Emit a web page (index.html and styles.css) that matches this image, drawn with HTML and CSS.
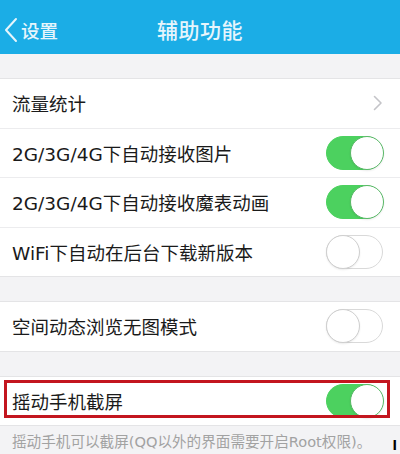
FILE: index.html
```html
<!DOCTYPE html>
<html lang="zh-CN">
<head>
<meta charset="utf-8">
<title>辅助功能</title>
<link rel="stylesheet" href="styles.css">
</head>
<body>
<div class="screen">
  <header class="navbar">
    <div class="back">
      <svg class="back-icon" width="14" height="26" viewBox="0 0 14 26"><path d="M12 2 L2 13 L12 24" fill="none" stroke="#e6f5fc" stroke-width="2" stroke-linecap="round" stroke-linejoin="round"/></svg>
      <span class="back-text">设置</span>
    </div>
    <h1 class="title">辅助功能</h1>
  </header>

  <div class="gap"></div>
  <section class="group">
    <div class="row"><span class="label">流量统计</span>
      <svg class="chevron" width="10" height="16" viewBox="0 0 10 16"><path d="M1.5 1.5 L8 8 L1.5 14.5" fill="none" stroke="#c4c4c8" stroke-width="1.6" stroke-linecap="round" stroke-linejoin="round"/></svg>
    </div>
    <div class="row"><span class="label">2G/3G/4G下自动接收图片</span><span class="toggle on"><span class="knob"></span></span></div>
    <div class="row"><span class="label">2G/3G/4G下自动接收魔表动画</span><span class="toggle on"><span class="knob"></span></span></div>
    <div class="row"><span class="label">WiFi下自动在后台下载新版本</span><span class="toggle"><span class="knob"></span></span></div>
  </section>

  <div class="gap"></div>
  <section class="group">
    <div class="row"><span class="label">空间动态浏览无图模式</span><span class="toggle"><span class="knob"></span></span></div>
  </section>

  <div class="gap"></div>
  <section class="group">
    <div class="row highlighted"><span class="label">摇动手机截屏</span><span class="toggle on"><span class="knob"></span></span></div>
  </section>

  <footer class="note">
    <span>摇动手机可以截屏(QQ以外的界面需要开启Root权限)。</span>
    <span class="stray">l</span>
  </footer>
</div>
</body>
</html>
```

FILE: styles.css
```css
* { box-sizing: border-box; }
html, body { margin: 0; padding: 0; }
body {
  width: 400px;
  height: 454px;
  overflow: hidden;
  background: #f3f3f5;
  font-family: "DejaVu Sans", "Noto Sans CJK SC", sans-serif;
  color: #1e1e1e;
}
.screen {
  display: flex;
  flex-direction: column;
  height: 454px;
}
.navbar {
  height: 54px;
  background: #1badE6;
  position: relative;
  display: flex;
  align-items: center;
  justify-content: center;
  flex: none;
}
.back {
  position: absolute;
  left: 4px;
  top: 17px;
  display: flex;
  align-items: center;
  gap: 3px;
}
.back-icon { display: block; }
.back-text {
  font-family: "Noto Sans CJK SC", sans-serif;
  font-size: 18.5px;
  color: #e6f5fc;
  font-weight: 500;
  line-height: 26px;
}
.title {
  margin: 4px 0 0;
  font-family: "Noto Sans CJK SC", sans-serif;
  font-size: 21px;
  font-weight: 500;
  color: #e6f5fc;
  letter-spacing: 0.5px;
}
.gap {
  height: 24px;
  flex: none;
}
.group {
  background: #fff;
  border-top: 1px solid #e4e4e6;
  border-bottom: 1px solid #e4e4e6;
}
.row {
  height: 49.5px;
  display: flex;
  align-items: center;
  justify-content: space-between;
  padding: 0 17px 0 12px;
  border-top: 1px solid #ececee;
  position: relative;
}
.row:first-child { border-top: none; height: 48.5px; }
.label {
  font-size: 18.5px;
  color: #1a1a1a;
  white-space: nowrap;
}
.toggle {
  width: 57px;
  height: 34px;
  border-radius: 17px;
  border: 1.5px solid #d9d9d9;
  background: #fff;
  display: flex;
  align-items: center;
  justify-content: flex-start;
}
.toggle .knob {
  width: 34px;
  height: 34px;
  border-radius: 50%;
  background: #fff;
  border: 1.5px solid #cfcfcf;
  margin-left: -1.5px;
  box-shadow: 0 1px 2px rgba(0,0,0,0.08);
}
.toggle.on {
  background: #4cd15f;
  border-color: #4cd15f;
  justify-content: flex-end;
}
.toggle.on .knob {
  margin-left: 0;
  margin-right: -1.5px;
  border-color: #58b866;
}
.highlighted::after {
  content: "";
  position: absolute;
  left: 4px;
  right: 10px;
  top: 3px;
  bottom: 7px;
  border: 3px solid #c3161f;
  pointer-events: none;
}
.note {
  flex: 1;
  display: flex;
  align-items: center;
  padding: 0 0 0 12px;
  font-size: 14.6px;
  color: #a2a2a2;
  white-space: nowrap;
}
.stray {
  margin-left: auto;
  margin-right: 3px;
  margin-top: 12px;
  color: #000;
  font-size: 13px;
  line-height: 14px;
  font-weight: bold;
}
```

======

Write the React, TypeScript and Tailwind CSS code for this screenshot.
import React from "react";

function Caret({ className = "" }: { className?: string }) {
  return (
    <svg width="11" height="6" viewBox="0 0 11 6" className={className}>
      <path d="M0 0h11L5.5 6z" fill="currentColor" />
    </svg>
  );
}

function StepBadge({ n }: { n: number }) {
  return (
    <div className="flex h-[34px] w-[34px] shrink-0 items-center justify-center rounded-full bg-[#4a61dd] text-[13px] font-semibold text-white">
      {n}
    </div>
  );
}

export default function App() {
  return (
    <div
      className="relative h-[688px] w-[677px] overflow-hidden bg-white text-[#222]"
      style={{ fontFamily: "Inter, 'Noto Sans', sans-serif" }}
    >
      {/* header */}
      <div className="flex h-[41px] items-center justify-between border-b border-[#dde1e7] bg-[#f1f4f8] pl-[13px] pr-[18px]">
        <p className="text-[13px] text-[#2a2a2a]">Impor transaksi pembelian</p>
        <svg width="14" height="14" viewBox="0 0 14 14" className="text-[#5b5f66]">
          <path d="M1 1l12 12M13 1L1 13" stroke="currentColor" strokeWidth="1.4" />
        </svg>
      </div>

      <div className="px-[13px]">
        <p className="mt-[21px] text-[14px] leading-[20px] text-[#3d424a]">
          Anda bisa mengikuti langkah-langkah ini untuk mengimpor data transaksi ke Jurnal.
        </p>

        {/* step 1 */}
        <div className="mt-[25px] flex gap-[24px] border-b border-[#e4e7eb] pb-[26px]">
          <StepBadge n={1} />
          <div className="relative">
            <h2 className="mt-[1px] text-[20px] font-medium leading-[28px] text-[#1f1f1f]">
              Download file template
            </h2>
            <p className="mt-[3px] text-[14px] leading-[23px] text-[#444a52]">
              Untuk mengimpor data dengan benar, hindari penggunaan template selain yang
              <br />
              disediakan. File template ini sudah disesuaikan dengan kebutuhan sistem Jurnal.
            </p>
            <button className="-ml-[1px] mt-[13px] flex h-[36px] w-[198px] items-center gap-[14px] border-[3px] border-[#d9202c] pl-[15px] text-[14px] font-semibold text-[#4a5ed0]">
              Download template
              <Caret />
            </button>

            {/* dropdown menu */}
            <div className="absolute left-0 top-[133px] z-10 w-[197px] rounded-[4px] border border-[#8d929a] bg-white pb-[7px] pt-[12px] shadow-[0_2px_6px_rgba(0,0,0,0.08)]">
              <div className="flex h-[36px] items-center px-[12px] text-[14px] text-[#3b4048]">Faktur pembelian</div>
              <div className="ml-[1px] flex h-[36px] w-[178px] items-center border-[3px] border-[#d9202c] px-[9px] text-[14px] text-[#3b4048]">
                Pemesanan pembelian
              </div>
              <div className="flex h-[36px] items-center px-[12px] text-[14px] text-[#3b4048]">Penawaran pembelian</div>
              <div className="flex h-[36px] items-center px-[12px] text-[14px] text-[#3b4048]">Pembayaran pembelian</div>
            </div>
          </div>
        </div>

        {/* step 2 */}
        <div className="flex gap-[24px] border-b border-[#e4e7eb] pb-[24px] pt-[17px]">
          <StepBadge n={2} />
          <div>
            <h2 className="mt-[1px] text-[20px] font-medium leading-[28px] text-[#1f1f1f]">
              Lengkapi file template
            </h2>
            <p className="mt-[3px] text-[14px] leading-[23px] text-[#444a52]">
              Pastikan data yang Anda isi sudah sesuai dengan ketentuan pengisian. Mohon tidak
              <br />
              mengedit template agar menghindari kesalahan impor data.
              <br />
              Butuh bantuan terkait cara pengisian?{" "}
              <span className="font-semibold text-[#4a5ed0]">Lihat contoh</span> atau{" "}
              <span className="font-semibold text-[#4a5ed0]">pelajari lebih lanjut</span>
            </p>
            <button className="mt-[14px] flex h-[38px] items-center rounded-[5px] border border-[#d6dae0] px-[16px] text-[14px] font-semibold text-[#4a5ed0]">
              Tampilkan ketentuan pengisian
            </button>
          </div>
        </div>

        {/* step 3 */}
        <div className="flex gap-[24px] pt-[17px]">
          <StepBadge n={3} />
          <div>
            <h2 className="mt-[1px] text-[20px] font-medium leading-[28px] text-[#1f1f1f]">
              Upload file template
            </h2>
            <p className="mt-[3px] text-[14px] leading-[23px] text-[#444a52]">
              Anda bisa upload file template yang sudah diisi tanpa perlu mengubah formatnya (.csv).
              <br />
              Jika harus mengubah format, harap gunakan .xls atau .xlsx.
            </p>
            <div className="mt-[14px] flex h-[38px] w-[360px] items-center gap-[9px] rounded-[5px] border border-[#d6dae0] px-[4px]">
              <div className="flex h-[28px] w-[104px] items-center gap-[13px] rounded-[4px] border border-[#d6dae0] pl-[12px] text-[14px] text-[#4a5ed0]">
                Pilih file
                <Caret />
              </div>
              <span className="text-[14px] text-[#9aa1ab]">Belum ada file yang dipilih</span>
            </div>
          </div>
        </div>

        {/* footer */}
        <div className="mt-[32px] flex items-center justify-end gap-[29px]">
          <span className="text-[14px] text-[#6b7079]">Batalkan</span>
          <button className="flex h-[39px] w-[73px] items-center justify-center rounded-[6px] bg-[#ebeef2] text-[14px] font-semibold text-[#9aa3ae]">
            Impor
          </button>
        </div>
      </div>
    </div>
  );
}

======

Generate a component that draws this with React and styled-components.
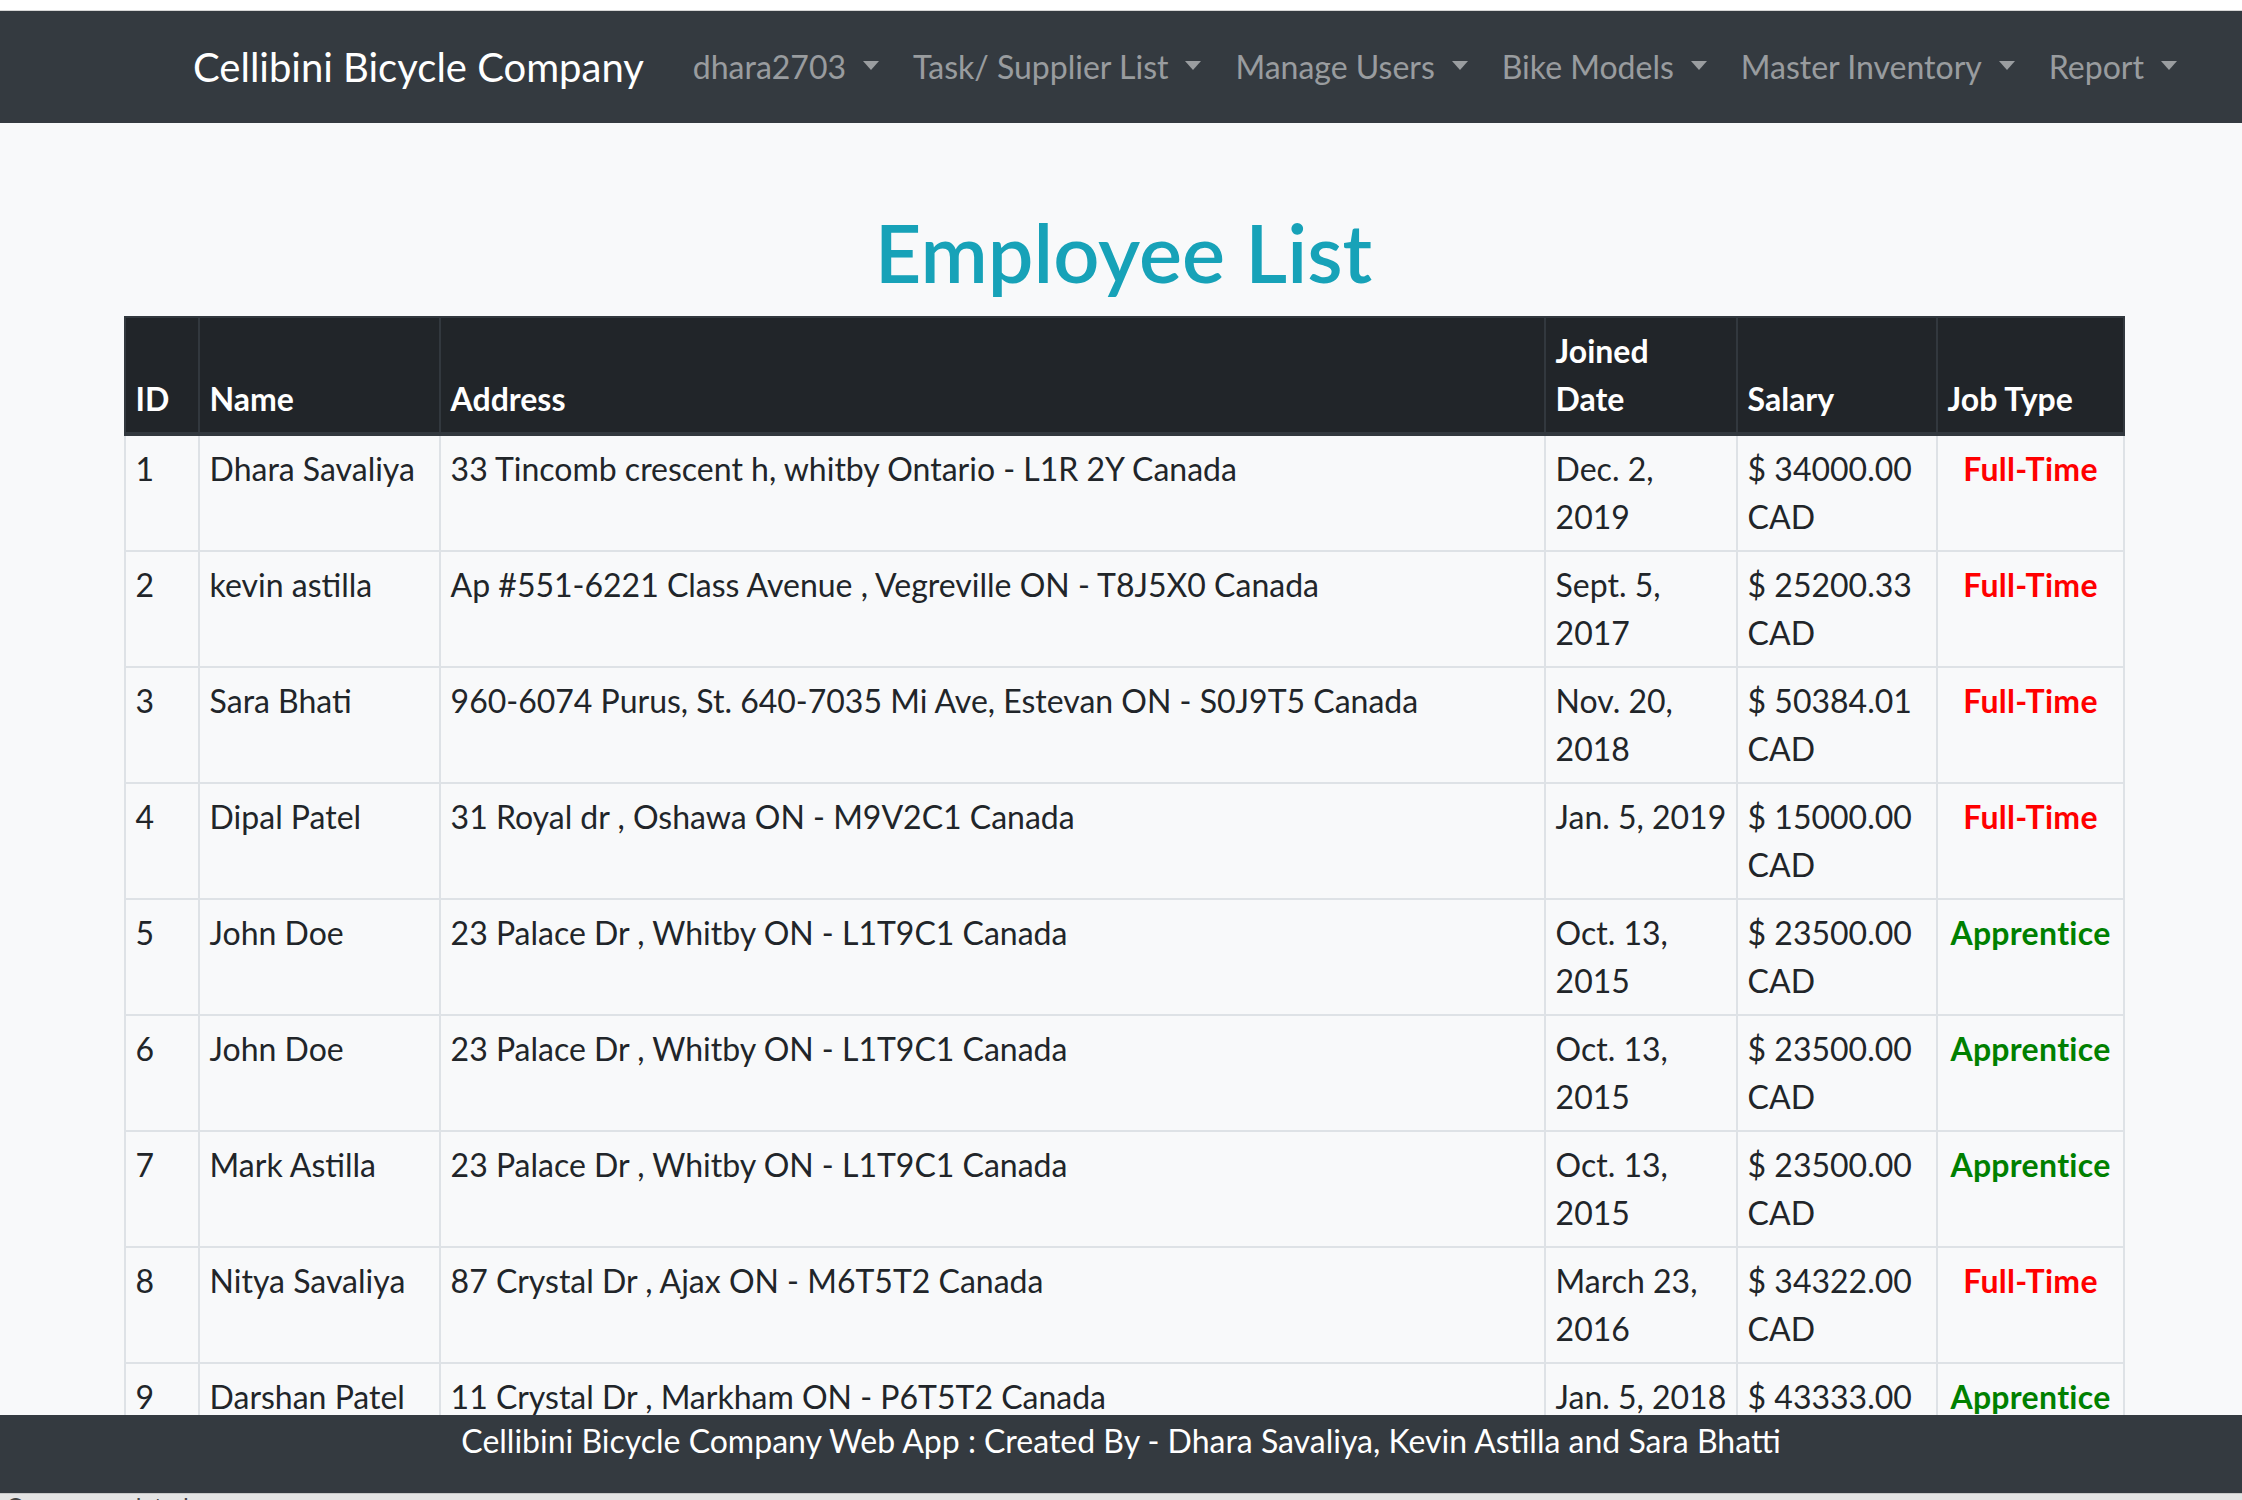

======

What you are asked to do:
Read the data above. Pull out each line in which the string "that" appears.

Solution for this exercise:
Emit a web page (index.html and styles.css) that matches this image, drawn with HTML and CSS.
Generate a component that draws this with React and styled-components.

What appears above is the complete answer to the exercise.